We don’t adventure the same. When she goes somewhere with a friend, they leave home at 11ish in cute outfits, have lunch somewhere, dinner later, and there is usually shopping involved. I leave at 6 in hiking pants, with a granola bar for lunch in my back pack, and there is always a latte involved.


But she wanted to go on one of my adventures, not hers. I promised to take her on a favorite hike when the wildflowers are blooming—we’ll see if that happens—but for this day we agreed on the beach. And she offered to be ready by 8:00 at the latest, after I told her it had to be early enough not already to have had coffee. She outdid herself, and I picked her up at 7:30. With lattes in hand, we headed northwest to the iconic Hwy 101.


It’s a familiar beach: we went to Kalaloch and Ruby, the next beach up, often as children. In later years, Kalaloch became our parents’ favorite, perhaps because of the cabins on the bluff. They took visiting grandchildren there, and I took my mother there several times in the years following my father’s death. I wrote about it here in a visit a few weeks ago just after her death.

I couldn’t quickly find a photo of me and Rebecca, but here is one of me and Jo Ann,
Beach kids.jpg
Three oldest grands.

This time I remembered to ford the creek and go north to see the so-called “Kalaloch Tree of Life” or “Root Tree.”

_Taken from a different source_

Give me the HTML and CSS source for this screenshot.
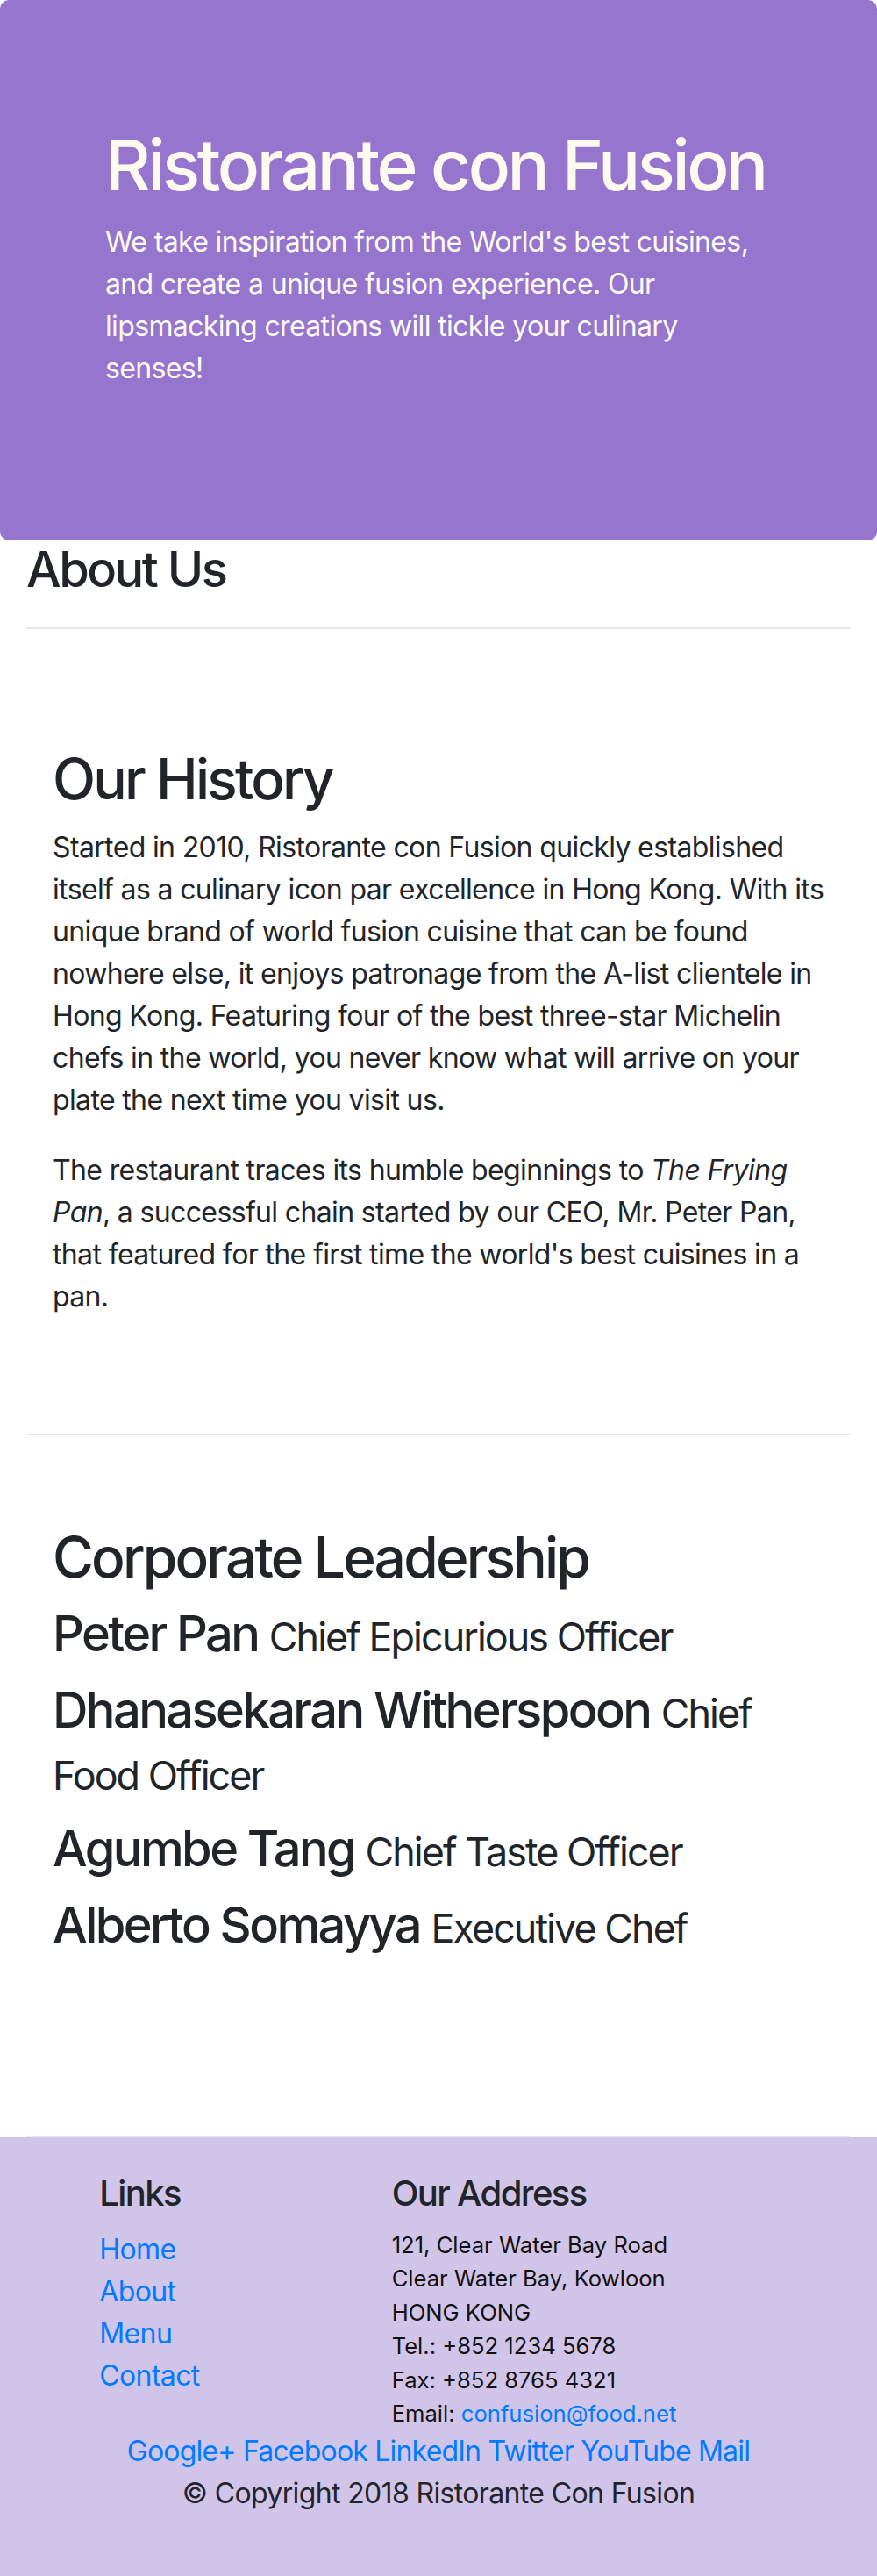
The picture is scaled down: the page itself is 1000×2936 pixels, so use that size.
FILE: index.html
```html
<!DOCTYPE html>
<html lang="en">
<head>
<meta charset="utf-8">
<title>Ristorante con Fusion - About Us</title>
<link rel="stylesheet" href="styles.css">
</head>
<body>
<header class="jumbotron">
  <div class="jumbo-inner">
    <h1 class="brand-title">Ristorante con Fusion</h1>
    <p class="brand-lead">We take inspiration from the World's best cuisines, and create a unique fusion experience. Our lipsmacking creations will tickle your culinary senses!</p>
  </div>
</header>

<main class="container">
  <div class="page-head">
    <h3 class="page-title">About Us</h3>
    <hr class="rule">
  </div>

  <section class="row-content">
    <h2 class="section-title">Our History</h2>
    <p class="text">Started in 2010, Ristorante con Fusion quickly established itself as a culinary icon par excellence in Hong Kong. With its unique brand of world fusion cuisine that can be found nowhere else, it enjoys patronage from the A-list clientele in Hong Kong. Featuring four of the best three-star Michelin chefs in the world, you never know what will arrive on your plate the next time you visit us.</p>
    <p class="text">The restaurant traces its humble beginnings to <em>The Frying Pan</em>, a successful chain started by our CEO, Mr. Peter Pan, that featured for the first time the world's best cuisines in a pan.</p>
  </section>

  <section class="row-content">
    <h2 class="section-title">Corporate Leadership</h2>
    <h3 class="leader">Peter Pan <small class="role">Chief Epicurious Officer</small></h3>
    <h3 class="leader">Dhanasekaran Witherspoon <small class="role">Chief Food Officer</small></h3>
    <h3 class="leader">Agumbe Tang <small class="role">Chief Taste Officer</small></h3>
    <h3 class="leader">Alberto Somayya <small class="role">Executive Chef</small></h3>
  </section>
</main>

<footer class="footer">
  <div class="footer-row">
    <div class="col-links">
      <h5 class="footer-title">Links</h5>
      <ul class="link-list">
        <li><a href="#">Home</a></li>
        <li><a href="#">About</a></li>
        <li><a href="#">Menu</a></li>
        <li><a href="#">Contact</a></li>
      </ul>
    </div>
    <div class="col-address">
      <h5 class="footer-title">Our Address</h5>
      <address class="address">121, Clear Water Bay Road<br>Clear Water Bay, Kowloon<br>HONG KONG<br>Tel.: +852 1234 5678<br>Fax: +852 8765 4321<br>Email: <a href="#">confusion@food.net</a></address>
    </div>
    <div class="col-social">
      <a href="#">Google+</a> <a href="#">Facebook</a> <a href="#">LinkedIn</a> <a href="#">Twitter</a> <a href="#">YouTube</a> <a href="#">Mail</a>
    </div>
  </div>
  <p class="copyright">© Copyright 2018 Ristorante Con Fusion</p>
</footer>
</body>
</html>
```
FILE: styles.css
```css
* { box-sizing: border-box; }

html, body {
  margin: 0;
  padding: 0;
}

body {
  font-family: Inter, "Noto Sans", "Liberation Sans", sans-serif;
  font-size: 32px;
  line-height: 48px;
  color: #212529;
  background: #fff;
  letter-spacing: -0.02em;
}

a { color: #007bff; text-decoration: none; }

/* Jumbotron */
.jumbotron {
  background: #9575CD;
  color: floralwhite;
  padding: 140px 60px;
  border-radius: 10px;
}
.jumbo-inner { padding: 0 60px; }
.brand-title {
  font-size: 80px;
  line-height: 96px;
  font-weight: 500;
  letter-spacing: -0.043em;
  margin: 0 0 16px;
}
.brand-lead { margin: 0 0 32px; }

/* Main */
.container { padding: 0 30px; }
.page-title {
  font-size: 56px;
  line-height: 67px;
  font-weight: 500;
  letter-spacing: -0.045em;
  margin: 0;
}
.rule {
  border: 0;
  border-top: 2px solid rgba(0, 0, 0, 0.1);
  margin: 32px 0;
}

.row-content {
  padding: 100px 30px;
  min-height: 800px;
  border-bottom: 2px solid #e9e9ec;
}
.section-title {
  font-size: 64px;
  line-height: 77px;
  font-weight: 500;
  letter-spacing: -0.044em;
  margin: 0 0 16px;
}
.text { margin: 0 0 32px; }

.leader {
  font-size: 56px;
  line-height: 67px;
  font-weight: 500;
  letter-spacing: -0.046em;
  margin: 0 0 16px;
}
.role { font-size: 80%; font-weight: 400; letter-spacing: -0.043em; }

/* Footer */
.footer {
  background: #D1C4E9;
  padding: 40px 0;
}
.footer-row { display: flex; flex-wrap: wrap; }
.col-links { margin-left: 83.33px; width: 333.33px; padding: 0 30px; }
.col-address { width: 583.33px; padding: 0 30px; }
.col-social { width: 100%; padding: 0 30px; text-align: center; letter-spacing: -0.025em; }
.footer-title {
  font-size: 40px;
  line-height: 48px;
  font-weight: 500;
  letter-spacing: -0.04em;
  margin: 0 0 16px;
}
.link-list { list-style: none; padding: 0; margin: 0 0 32px; }
.address {
  font-style: normal;
  font-size: 25.6px;
  line-height: 38.4px;
  letter-spacing: 0;
  margin: 0;
  color: #111;
}
.copyright { text-align: center; margin: 0 0 32px; }
```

The Sitka spruce is a wonder, seeming to live on air after the ground eroded from under it. It should be dead; it should have collapsed long ago in the wild winters on the Olympic Peninsula that tosses drift logs around like toothpicks and permanently bends trees. No one understands how it survives, nor can I find anything that says how long it’s been like that. One “he said, she said” story, indicates at least 35 years.



We made cairns, filled our backpacks with round stones, agreed that although we love the OP beaches, it’s really the stones and driftwood we go for, not the surf and sun, and returned to Quinault for smoked salmon BLTs (Rebecca’s without the B) and beers on the deck of the lodge by the serene lake.





On the way out, we stopped at the Willaby Campground where I made a reservation last week for camping in July, not at the favored lake-side sites, but at the only site available for more than one night until mid-September (I suspect I caught a cancellation). I had cancelled the one I made months ago in the Gifford Pinchot, having checked it out in my own birthday adventure last week and found it seriously lacking. The new one is nearly perfect. I’ll be back next month, after Camp Gigi! Stay tuned for that!

Rebecca and I agree if we ever have to live together, which would challenge us, we should just travel. We do that well. But I might have to stop for shopping more often. She did buy a t-shirt in the gift shop. Adventure on.